I read a lot of Kierkegaard years ago - for a while he and Nietzsche were my two best friends! I avoided K's christian stuff - way too angsty for me, and over issues that mean nothing to me. (Well, I did have a religious phase where I could agree with him that christians are nowhere near christian enough!) But I love a lot of his other stuff. Maybe my favourite is Either/Or - some parts of it - the aphorisms, Crop Rotation etc. It's very funny stuff. He's either very compressed or extremely long-winded. And the endless whining about Regine gets very tedious..
I also read Kierkegaard and Nietzsche in my youth and went through a stage of intensely studying Christianity, falling out with the local churches as basically missing the point, (the time when I most felt a kinship with Kierkegaard) before ultimately rejecting religion entirely.

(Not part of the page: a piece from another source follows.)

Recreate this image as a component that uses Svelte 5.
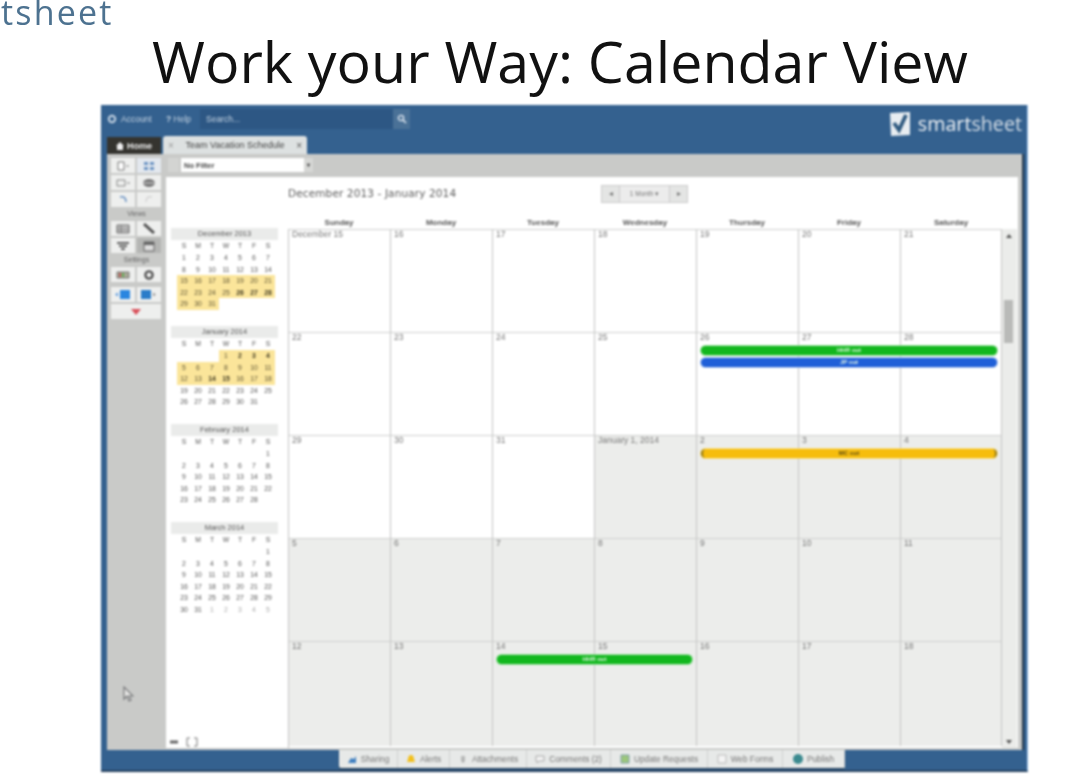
<script>
  const letters = ["S", "M", "T", "W", "T", "F", "S"];

  const months = [
    { name: "December 2013", first: 0, days: 31, from: 15, to: 31, bold: [26, 27, 28] },
    { name: "January 2014", first: 3, days: 31, from: 1, to: 18, bold: [2, 3, 4, 14, 15] },
    { name: "February 2014", first: 6, days: 28, from: 0, to: 0, bold: [] },
    { name: "March 2014", first: 6, days: 31, from: 0, to: 0, bold: [], trail: 5 }
  ];

  function cells(m) {
    const out = [];
    for (let i = 0; i < m.first; i++) out.push({ n: "" });
    for (let d = 1; d <= m.days; d++) {
      out.push({ n: d, on: d >= m.from && d <= m.to, bold: m.bold.includes(d) });
    }
    for (let d = 1; d <= (m.trail || 0); d++) out.push({ n: d, faint: true });
    return out;
  }

  const dayNames = ["Sunday", "Monday", "Tuesday", "Wednesday", "Thursday", "Friday", "Saturday"];

  const weeks = [
    ["December 15", 16, 17, 18, 19, 20, 21],
    [22, 23, 24, 25, 26, 27, 28],
    [29, 30, 31, "January 1, 2014", 2, 3, 4],
    [5, 6, 7, 8, 9, 10, 11],
    [12, 13, 14, 15, 16, 17, 18]
  ];

  const isShaded = (r, c) => r > 2 || (r === 2 && c >= 3);

  const events = [
    { label: "HHR out", row: 2, from: 5, to: 8, top: 14, cls: "green" },
    { label: "JP out", row: 2, from: 5, to: 8, top: 26, cls: "blue" },
    { label: "MC out", row: 3, from: 5, to: 8, top: 14, cls: "yellow" },
    { label: "HHR out", row: 5, from: 3, to: 5, top: 14, cls: "green" }
  ];

  const footer = [
    { label: "Sharing", w: 59, d: "M1 9l3-5 3 1 2-3v7z", fill: "#3f7fc0", stroke: "none" },
    { label: "Alerts", w: 52, d: "M5 1c2 0 3 2 3 4l1 3H1l1-3c0-2 1-4 3-4z", fill: "#f2c01e", stroke: "none" },
    { label: "Attachments", w: 77, d: "M4 2v5a1 1 0 0 0 2 0V2", fill: "none", stroke: "#888" },
    { label: "Comments (2)", w: 84, d: "M1 2h8v5H4L2 9V7H1z", fill: "#f4f4f4", stroke: "#aaa" },
    { label: "Update Requests", w: 97, d: "M1 1h8v8H1z", fill: "#9cc77c", stroke: "#7f9fa8" },
    { label: "Web Forms", w: 75, d: "M1 1h8v8H1z", fill: "#f4f4f4", stroke: "#bbb" },
    { label: "Publish", w: 62, d: "M5 0a5 5 0 1 0 0 10A5 5 0 0 0 5 0z", fill: "#3b8a8f", stroke: "none" }
  ];
</script>

<div class="page">
  <div class="brand">tsheet</div>
  <h1>Work your Way: Calendar View</h1>

  <div class="frame">
    <header class="topbar">
      <div class="account">
        <svg width="10" height="10" viewBox="0 0 10 10"><circle cx="5" cy="5" r="3.2" fill="none" stroke="#c4d3e2" stroke-width="2" /></svg>
        <span>Account</span>
      </div>
      <div class="help"><b>?</b> Help</div>
      <div class="search">
        <span>Search...</span>
        <div class="search-btn">
          <svg width="10" height="10" viewBox="0 0 10 10"><circle cx="4" cy="4" r="2.6" fill="none" stroke="#dfe8f0" stroke-width="1.4" /><path d="M6 6l3 3" stroke="#dfe8f0" stroke-width="1.6" /></svg>
        </div>
      </div>
      <div class="logo">
        <svg width="22" height="26" viewBox="0 0 22 26">
          <path d="M1 2l20-1v23L2 25z" fill="#e8edf1" />
          <path d="M5 12l5 7 7-15" fill="none" stroke="#2f5a80" stroke-width="3.8" />
        </svg>
        <span class="smart">smart</span><span class="logo-sheet">sheet</span>
      </div>
    </header>

    <nav class="tabs">
      <div class="home">
        <svg width="8" height="8" viewBox="0 0 8 8"><path d="M4 0L0 4h1v4h6V4h1z" fill="#eee" /></svg>
        Home
      </div>
      <div class="sheet-tab">
        <span class="x">×</span>
        <span>Team Vacation Schedule</span>
        <span class="x dark">×</span>
      </div>
    </nav>

    <div class="panel">
      <aside class="tools">
        <div class="tool-grid">
          <button><svg width="16" height="10" viewBox="0 0 16 10"><path d="M3 1h6v8H3z" fill="#fff" stroke="#777" /><path d="M11 5h3" stroke="#888" /></svg></button>
          <button class="soft"><svg width="14" height="10" viewBox="0 0 14 10"><path d="M2 1h4v3H2zM8 1h4v3H8zM2 6h4v3H2zM8 6h4v3H8z" fill="#6d94c4" /></svg></button>
          <button><svg width="16" height="10" viewBox="0 0 16 10"><path d="M2 2h8v6H2z" fill="none" stroke="#888" /><path d="M12 5h3" stroke="#888" /></svg></button>
          <button><svg width="14" height="10" viewBox="0 0 14 10"><ellipse cx="7" cy="5" rx="6" ry="4" fill="#777" /><path d="M1 5h12" stroke="#ddd" /></svg></button>
          <button><svg width="12" height="10" viewBox="0 0 12 10"><path d="M3 2c4-1 6 1 6 5" fill="none" stroke="#6d94c4" stroke-width="1.6" /></svg></button>
          <button><svg width="12" height="10" viewBox="0 0 12 10"><path d="M9 2C5 1 3 3 3 7" fill="none" stroke="#d4d4d4" stroke-width="1.4" /></svg></button>
        </div>
        <div class="tool-label">Views</div>
        <div class="tool-grid">
          <button><svg width="14" height="10" viewBox="0 0 14 10"><path d="M1 1h12v8H1z" fill="#ccc" stroke="#666" /><path d="M1 4h12M1 6.500h12M5 1v8" stroke="#666" stroke-width=".7" /></svg></button>
          <button><svg width="14" height="11" viewBox="0 0 14 11"><path d="M2 1l10 9" stroke="#555" stroke-width="3" /></svg></button>
          <button><svg width="14" height="10" viewBox="0 0 14 10"><path d="M1 1h12v2H1zM3 4h8v2H3zM5 7h4v2H5z" fill="#666" /></svg></button>
          <button class="active"><svg width="12" height="12" viewBox="0 0 12 12"><path d="M1 2h10v9H1z" fill="#ddd" stroke="#666" /><path d="M1 2h10v3H1z" fill="#666" /></svg></button>
        </div>
        <div class="tool-label">Settings</div>
        <div class="tool-grid">
          <button><svg width="14" height="10" viewBox="0 0 14 10"><path d="M1 2h12v6H1z" fill="#a9a996" stroke="#777" /><path d="M3 3h2v4H3z" fill="#b55" /><path d="M6 3h2v4H6z" fill="#6a5" /></svg></button>
          <button><svg width="12" height="12" viewBox="0 0 12 12"><circle cx="6" cy="6" r="3.600" fill="none" stroke="#555" stroke-width="2.400" /></svg></button>
        </div>
        <div class="tool-grid blue-row">
          <button><svg width="18" height="11" viewBox="0 0 18 11"><path d="M1 5.500l3-2v4z" fill="#5a9ae0" /><path d="M6 1h10v9H6z" fill="#2a86e0" /></svg></button>
          <button><svg width="18" height="11" viewBox="0 0 18 11"><path d="M1 1h10v9H1z" fill="#2a7cc9" /><path d="M16 5.500l-3-2v4z" fill="#999" /></svg></button>
          <button class="wide"><svg width="10" height="6" viewBox="0 0 10 6"><path d="M0 0h10L5 6z" fill="#d9505a" /></svg></button>
        </div>
        <svg class="cursor" width="11" height="16" viewBox="0 0 11 16"><path d="M1 1v12l3-3 2 5 2-1-2-4h4z" fill="#e8e8e6" stroke="#77787a" stroke-width="1.200" /></svg>
      </aside>

      <div class="main">
        <div class="filterbar">
          <div class="filter-btn"></div>
          <div class="select">
            <span>No Filter</span>
            <i>▾</i>
          </div>
        </div>

        <div class="sheet">
          <div class="mini-col">
            {#each months as m}
              <section class="mini">
                <div class="mini-head">{m.name}</div>
                <div class="mini-letters">
                  {#each letters as l}<span>{l}</span>{/each}
                </div>
                <div class="mini-days">
                  {#each cells(m) as d}
                    <span class:on={d.on} class:bold={d.bold} class:faint={d.faint}>{d.n}</span>
                  {/each}
                </div>
              </section>
            {/each}
            <div class="mini-foot">
              <svg width="10" height="8" viewBox="0 0 10 8"><path d="M1 4h8" stroke="#666" stroke-width="3" /></svg>
              <svg width="12" height="10" viewBox="0 0 12 10"><path d="M1 1h3M8 1h3M1 9h3M8 9h3M1 1v8M11 1v8" fill="none" stroke="#777" /></svg>
            </div>
          </div>

          <div class="cal">
            <div class="cal-top">
              <div class="range">December 2013 - January 2014</div>
              <div class="pager">
                <span class="arrow">◂</span>
                <span class="zoom">1 Month ▾</span>
                <span class="arrow">▸</span>
              </div>
            </div>
            <div class="dow">
              {#each dayNames as name}<span>{name}</span>{/each}
            </div>
            <div class="cal-body">
              <div class="grid">
                {#each weeks as week, r}
                  {#each week as label, c}
                    <div class="cell" class:shaded={isShaded(r, c)} style="grid-row:{r + 1};grid-column:{c + 1}">{label}</div>
                  {/each}
                {/each}
                {#each events as e}
                  <div class="event {e.cls}" style="grid-row:{e.row};grid-column:{e.from}/{e.to};margin-top:{e.top}px">{e.label}</div>
                {/each}
              </div>
              <div class="scroll">
                <span class="up"></span>
                <div class="thumb"></div>
                <span class="down"></span>
              </div>
            </div>
          </div>
        </div>
      </div>
    </div>

    <footer class="bottom">
      <div class="bottom-tabs">
        {#each footer as f}
          <div class="bottom-tab" style="width:{f.w}px">
            <svg width="10" height="10" viewBox="0 0 10 10"><path d={f.d} fill={f.fill} stroke={f.stroke} /></svg>
            {f.label}
          </div>
        {/each}
      </div>
    </footer>
  </div>
</div>

<style>
  :global(body) {
    background: #fff;
  }

  .page {
    width: 1070px;
    height: 778px;
    overflow: hidden;
    font-family: "Liberation Sans", Arial, sans-serif;
  }

  .brand {
    height: 27px;
    padding-left: 1px;
    font: 34px/24px "Open Sans", sans-serif;
    color: #4d7290;
    letter-spacing: 2.2px;
    filter: blur(0.4px);
  }

  h1 {
    margin: 0;
    height: 78px;
    padding-left: 50px;
    box-sizing: border-box;
    text-align: center;
    font: 400 57.3px/68px "Open Sans", sans-serif;
    color: #111;
    filter: blur(0.3px);
  }

  .frame {
    width: 927px;
    height: 667px;
    margin-left: 101px;
    background: #34618f;
    border-right: 1px solid #9cc3ea;
    border-bottom: 2px solid #26415f;
    box-sizing: border-box;
    filter: blur(0.8px);
    display: flex;
    flex-direction: column;
  }

  .topbar {
    height: 31px;
    display: flex;
    align-items: flex-start;
    padding: 4px 5px 0 6px;
    box-sizing: border-box;
    color: #c4d3e2;
    font-size: 8.5px;
  }

  .account {
    display: flex;
    align-items: center;
    gap: 4px;
    width: 59px;
    height: 20px;
  }

  .help {
    width: 34px;
    line-height: 20px;
  }

  .search {
    width: 210px;
    height: 20px;
    background: #2d5784;
    display: flex;
    align-items: center;
    justify-content: space-between;
    padding-left: 6px;
    box-sizing: border-box;
  }

  .search-btn {
    width: 17px;
    height: 20px;
    background: #4a7197;
    display: flex;
    align-items: center;
    justify-content: center;
  }

  .logo {
    margin-left: auto;
    margin-top: 2px;
    display: flex;
    align-items: center;
    font: 400 19.7px/26px "Open Sans", sans-serif;
  }

  .logo svg {
    margin-right: 7px;
  }

  .smart {
    color: #f0f3f6;
  }

  .logo-sheet {
    color: #d4dde6;
  }

  .tabs {
    height: 18px;
    display: flex;
    align-items: flex-end;
    padding-left: 6px;
    gap: 2px;
  }

  .home {
    width: 54px;
    height: 17px;
    background: #35342f;
    color: #eee;
    font-size: 9px;
    font-weight: 700;
    display: flex;
    align-items: center;
    justify-content: center;
    gap: 3px;
    box-sizing: border-box;
  }

  .sheet-tab {
    width: 144px;
    height: 18px;
    background: #dde1e1;
    border-radius: 3px 3px 0 0;
    color: #444;
    font-size: 9px;
    display: flex;
    align-items: center;
    justify-content: space-between;
    padding: 0 5px;
    box-sizing: border-box;
  }

  .x {
    color: #999;
    font-size: 10px;
  }

  .x.dark {
    color: #555;
  }

  .panel {
    height: 596px;
    margin: 0 5px 0 6px;
    display: flex;
    background: #c9cac8;
    box-shadow: 2px 0 0 #26394d;
  }

  .tools {
    width: 59px;
    box-sizing: border-box;
    padding: 4px 4px 0 4px;
    position: relative;
    flex: none;
  }

  .tool-grid {
    display: grid;
    grid-template-columns: 24px 24px;
    gap: 2px;
    grid-auto-rows: 15px;
  }

  .tool-grid button {
    border: 0;
    padding: 0;
    background: #eeefee;
    display: flex;
    align-items: center;
    justify-content: center;
  }

  .tool-grid button.soft {
    background: #e3e8ee;
  }

  .tool-grid button.active {
    background: #b4b5b3;
  }

  .tool-grid button.wide {
    grid-column: 1 / 3;
  }

  .blue-row {
    margin-top: 5px;
  }

  .tool-label {
    height: 14px;
    line-height: 14px;
    text-align: center;
    font-size: 7px;
    color: #666;
  }

  .cursor {
    position: absolute;
    left: 16px;
    top: 532px;
  }

  .main {
    flex: 1;
    min-width: 0;
    display: flex;
    flex-direction: column;
    padding: 0 4px 2px 0;
  }

  .filterbar {
    height: 23px;
    display: flex;
    align-items: flex-start;
    padding-top: 4px;
    box-sizing: border-box;
    gap: 2px;
  }

  .filter-btn {
    width: 11px;
    height: 14px;
    margin-left: 2px;
    background: #d3d4d2;
  }

  .select {
    width: 132px;
    height: 14px;
    background: #fff;
    font-size: 7.5px;
    font-weight: 700;
    color: #444;
    display: flex;
    align-items: center;
    justify-content: space-between;
    padding-left: 3px;
    box-sizing: border-box;
  }

  .select i {
    width: 9px;
    height: 14px;
    background: #d6d7d5;
    font-style: normal;
    font-size: 6px;
    line-height: 14px;
    text-align: center;
  }

  .sheet {
    flex: 1;
    background: #fff;
    display: flex;
    min-height: 0;
    color: #666;
  }

  .mini-col {
    width: 122px;
    flex: none;
    padding: 51px 10px 0 5px;
    box-sizing: border-box;
    display: flex;
    flex-direction: column;
  }

  .mini {
    height: 98px;
    flex: none;
  }

  .mini-head {
    height: 12px;
    background: #eaebea;
    font-size: 7.5px;
    line-height: 12px;
    text-align: center;
    color: #555;
  }

  .mini-letters,
  .mini-days {
    display: grid;
    grid-template-columns: repeat(7, 14px);
    padding-left: 6px;
    font-size: 6.8px;
    text-align: center;
    color: #555;
  }

  .mini-letters {
    height: 12px;
    line-height: 12px;
  }

  .mini-days {
    grid-auto-rows: 11.500px;
    line-height: 11.500px;
  }

  .mini-days .on {
    background: #fbe59a;
    color: #5d5435;
  }

  .mini-days .bold {
    font-weight: 700;
    color: #3e3820;
  }

  .mini-days .faint {
    color: #aaa;
  }

  .mini-foot {
    margin-top: auto;
    margin-left: -4px;
    height: 13px;
    display: flex;
    align-items: center;
    gap: 7px;
    padding-left: 2px;
  }

  .cal {
    flex: 1;
    min-width: 0;
    display: flex;
    flex-direction: column;
  }

  .cal-top {
    height: 40px;
    display: flex;
    align-items: flex-start;
    justify-content: space-between;
    padding-top: 9px;
    box-sizing: border-box;
  }

  .range {
    font: 10.500px/14px "DejaVu Sans", sans-serif;
    letter-spacing: 0.12px;
    color: #5c5c5c;
  }

  .pager {
    display: flex;
    height: 18px;
    width: 87px;
    margin-right: 330px;
    margin-top: -1px;
    background: #e4e5e4;
    border: 1px solid #ccc;
    box-sizing: border-box;
    font-size: 6.500px;
    line-height: 16px;
    color: #777;
  }

  .arrow {
    width: 17px;
    text-align: center;
    font-size: 8px;
  }

  .zoom {
    flex: 1;
    text-align: center;
    border-left: 1px solid #ccc;
    border-right: 1px solid #ccc;
    background: #ececec;
  }

  .dow {
    height: 12px;
    width: 714px;
    display: grid;
    grid-template-columns: repeat(7, 102px);
    text-align: center;
    font-size: 8px;
    font-weight: 700;
    line-height: 11px;
    color: #555;
  }

  .cal-body {
    flex: 1;
    display: flex;
    min-height: 0;
  }

  .grid {
    width: 714px;
    display: grid;
    grid-template-columns: repeat(6, 102px) 101px;
    grid-template-rows: 103px 103px 103px 103px 105px;
    box-sizing: border-box;
    border-left: 1px solid #c4c4c4;
  }

  .cell {
    border-top: 1px solid #cfd0cf;
    border-right: 1px solid #c4c4c4;
    padding-left: 3px;
    font-size: 8.500px;
    line-height: 8px;
    color: #777;
    min-width: 0;
    overflow: hidden;
    white-space: nowrap;
  }

  .cell.shaded {
    background: #ecedeb;
  }

  .event {
    align-self: start;
    height: 9px;
    margin: 0 5px 0 4px;
    border-radius: 5px;
    box-sizing: border-box;
    font-size: 6px;
    font-weight: 700;
    line-height: 9px;
    text-align: center;
    color: #e4f6e4;
    z-index: 1;
  }

  .event.green {
    background: #12b71e;
    box-shadow: 0 0 0 1px #a5e3a8;
  }

  .event.blue {
    background: #1f5fd8;
    box-shadow: 0 0 0 1px #b5cbf0;
  }

  .event.yellow {
    background: #f6bd0d;
    box-shadow: 0 0 0 1px #f9e08c;
    border-left: 2px solid #8d7414;
    border-right: 2px solid #8d7414;
    color: #5b4a10;
  }

  .scroll {
    width: 15px;
    background: #ebecea;
    position: relative;
  }

  .thumb {
    position: absolute;
    top: 71px;
    left: 2px;
    width: 9px;
    height: 43px;
    background: #b9bab8;
  }

  .up,
  .down {
    position: absolute;
    left: 4px;
    border-left: 3px solid transparent;
    border-right: 3px solid transparent;
  }

  .up {
    top: 5px;
    border-bottom: 4px solid #555;
  }

  .down {
    bottom: 4px;
    border-top: 4px solid #555;
  }

  .bottom {
    flex: 1;
    display: flex;
    align-items: flex-start;
    padding-left: 238px;
  }

  .bottom-tabs {
    display: flex;
    height: 18px;
    background: #e7e9e8;
    box-shadow: 0 1px 1px #20364c;
    border-radius: 0 0 2px 2px;
  }

  .bottom-tab {
    box-sizing: border-box;
    display: flex;
    align-items: center;
    justify-content: center;
    gap: 4px;
    font-size: 8.3px;
    color: #777;
    border-right: 1px solid #cfd1d0;
    white-space: nowrap;
  }

  .bottom-tab svg {
    flex: none;
  }
</style>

Anyway, meaning is not something things have in isolation–it is always meaning to someone. Like what's the meaning of a painting? (apart from in peoples' minds) A written word is a squiggle, but means something to someone that speaks the language. I think the nihilist/existentialist angst is from people in the generation or two after christianity, not having that cosy pre-defined meaning to their lives, of everything being god's plan. Like a child, used to the parents deciding what to do, what are the rules, punishments, structures, moving out of home and feeling...abandoned, empty. I (like almost everyone I know here in Australia) was brought up without being taught a religion, never had that loss of faith or feeling of lack or meaninglessness. Hmm well, not true, aged about 20 I had a mild 'existential crisis', wondering about the meaning of life, and learnt that it's silly (and dangerous) expecting there to be the meaning of life out there like a rock. Nihilists stop there, thinking that in "there's no meaning in X" they've captured the essential truth about things, and torture themselves with the abyss. A bit like the contemporary goth thing, thinking that seeing the meaningless, desolation, emptiness of things is wisdom. I started reading E.M. Cioran essays a year or two ago, but couldn't stand him; it was full of this vibe; going on about what a superior wisdom his ultra-bleak, desolate view of things has, as if he's better than any happy person because so miserable. Occasionally I hear some intelligent person talking as if an intelligent person must be unhappy, as if it's a given. Maybe it's from the existentialist message filtering down and being taken for wisdom. Maybe Sartre is to blame for that.
Makes we wonder did that inspire Hunter S Thompson to name his book "Fear and Loathing in Las Vegas"?
https://en.wikipedia.org/wiki/Fear_and_Loathing_in_Las_Vegas...
https://www.biblegateway.com/passage/?search=Psalm+55&versio...
"One must do everything for oneself and for God."
We are all often "performing" in one way or another for others. What would your life look like if you were only performing for yourself and for "God". I don't think it's possible actually, it's more of a goal to strive for.
Nietzsche's:
"I live in my own house
I've never copied nobody even half
And at any master that lacks the grace
to laugh at himself - I laugh."
EDIT: “Yet Abraham believed, and believed for this life. Yea, if his faith had been only for a future life, he surely would have cast everything away in order to hasten out of this world to which he did not belong. But Abraham's faith was not of this sort, if there be such a faith; for really this is not faith but the furthest possibility of faith which has a presentiment of its object at the extremest limit of the horizon, yet is separated from it by a yawning abyss within which despair carries on its game. But Abraham believed precisely for this life, that he was to grow old in the land, honored by the people, blessed in his generation, remembered forever in Isaac, his dearest thing in life, whom he embraced with a love for which it would be a poor expression to say that he loyally fulfilled the father's duty of loving the son, as indeed is evinced in the words of the summons, "the son whom thou lovest.”